Aim of the exercise: Reproduce each line bearing the word "React".

%%

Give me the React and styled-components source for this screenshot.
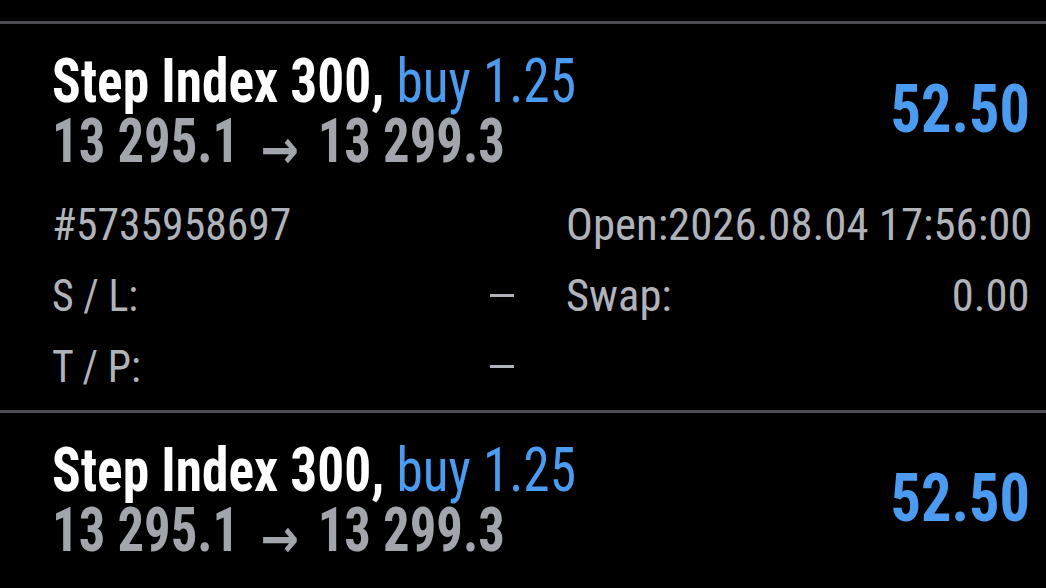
import React from "react";
import styled, { createGlobalStyle } from "styled-components";

const GlobalStyle = createGlobalStyle`
  html, body {
    margin: 0;
    padding: 0;
    background: #000;
  }
  body {
    font-family: "Roboto Condensed", Roboto, "Noto Sans", sans-serif;
    color: #fff;
  }
`;

const Page = styled.div`
  background: #000;
  width: 1046px;
  height: 588px;
  overflow: hidden;
  padding-top: 21px;
  box-sizing: border-box;
`;

const Divider = styled.div`
  height: 3px;
  background: #4c4c54;
`;

const Item = styled.section`
  padding: 27px 16px ${(p) => (p.$expanded ? "8px" : "0")} 52px;
`;

const Header = styled.div`
  display: flex;
  align-items: center;
  justify-content: space-between;
`;

const TitleBlock = styled.div`
  display: flex;
  flex-direction: column;
  align-items: flex-start;
`;

/* Roboto Condensed is not installed: the condensed look is squeezed from Roboto */
const TitleLine = styled.div`
  font-size: 62px;
  line-height: 60px;
  height: 60px;
  white-space: nowrap;
  transform: scaleX(0.86);
  transform-origin: left center;
`;

const Symbol = styled.span`
  font-weight: 700;
  color: #ffffff;
`;

const Side = styled.span`
  font-weight: 400;
  color: #4b9cf1;
`;

const PriceLine = styled.div`
  font-size: 62px;
  line-height: 60px;
  height: 60px;
  font-weight: 700;
  color: #a2a6ac;
  white-space: nowrap;
  transform: scaleX(0.85);
  transform-origin: left center;
`;

const Arrow = styled.span`
  display: inline-block;
  font-family: "DejaVu Sans", sans-serif;
  font-weight: 700;
  font-size: 54px;
  line-height: 30px;
  margin: 0 22px 0 25px;
  vertical-align: -6px;
`;

const Profit = styled.div`
  font-size: 67px;
  line-height: 65px;
  font-weight: 700;
  color: #4b9cf1;
  margin-bottom: 4px;
  transform: scaleX(0.9);
  transform-origin: right center;
`;

const Details = styled.div`
  display: grid;
  grid-template-columns: 462px minmax(0, 1fr);
  column-gap: 52px;
  margin-top: 18px;
  font-size: 45px;
  line-height: 71px;
  color: #b0b4ba;
`;

const Field = styled.div`
  display: flex;
  justify-content: space-between;
  white-space: nowrap;
  height: 71px;
`;

const Label = styled.span`
  display: inline-block;
  transform: scaleX(${(p) => p.$k ?? 1});
  transform-origin: left center;
`;

const Value = styled.span`
  display: inline-block;
  transform: scaleX(${(p) => p.$k ?? 1});
  transform-origin: right center;
`;

const Dash = styled.span`
  display: inline-block;
  width: 24px;
  height: 3px;
  margin-top: 34px;
  background: #b0b4ba;
`;

const positions = [
  {
    symbol: "Step Index 300,",
    side: "buy 1.25",
    open: "13 295.1",
    close: "13 299.3",
    profit: "52.50",
    expanded: true,
    ticket: "#5735958697",
    time: "Open:2026.08.04 17:56:00",
    swap: "0.00",
  },
  {
    symbol: "Step Index 300,",
    side: "buy 1.25",
    open: "13 295.1",
    close: "13 299.3",
    profit: "52.50",
    expanded: false,
  },
];

function Position({ p }) {
  return (
    <Item $expanded={p.expanded}>
      <Header>
        <TitleBlock>
          <TitleLine>
            <Symbol>{p.symbol}</Symbol> <Side>{p.side}</Side>
          </TitleLine>
          <PriceLine>
            {p.open}
            <Arrow>→</Arrow>
            {p.close}
          </PriceLine>
        </TitleBlock>
        <Profit>{p.profit}</Profit>
      </Header>
      {p.expanded && (
        <Details>
          <Field>
            <Label $k={0.97}>{p.ticket}</Label>
          </Field>
          <Field>
            <Label $k={0.995}>{p.time}</Label>
          </Field>
          <Field>
            <Label $k={0.93}>S / L:</Label>
            <Dash title="—" />
          </Field>
          <Field>
            <Label $k={0.99}>Swap:</Label>
            <Value $k={0.99}>{p.swap}</Value>
          </Field>
          <Field>
            <Label $k={0.93}>T / P:</Label>
            <Dash title="—" />
          </Field>
          <Field />
        </Details>
      )}
    </Item>
  );
}

export default function App() {
  return (
    <Page>
      <GlobalStyle />
      {positions.map((p, i) => (
        <React.Fragment key={i}>
          <Divider />
          <Position p={p} />
        </React.Fragment>
      ))}
    </Page>
  );
}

%%

Response below:
Give me the React and styled-components source for this screenshot.
import React from "react";
        <React.Fragment key={i}>
        </React.Fragment>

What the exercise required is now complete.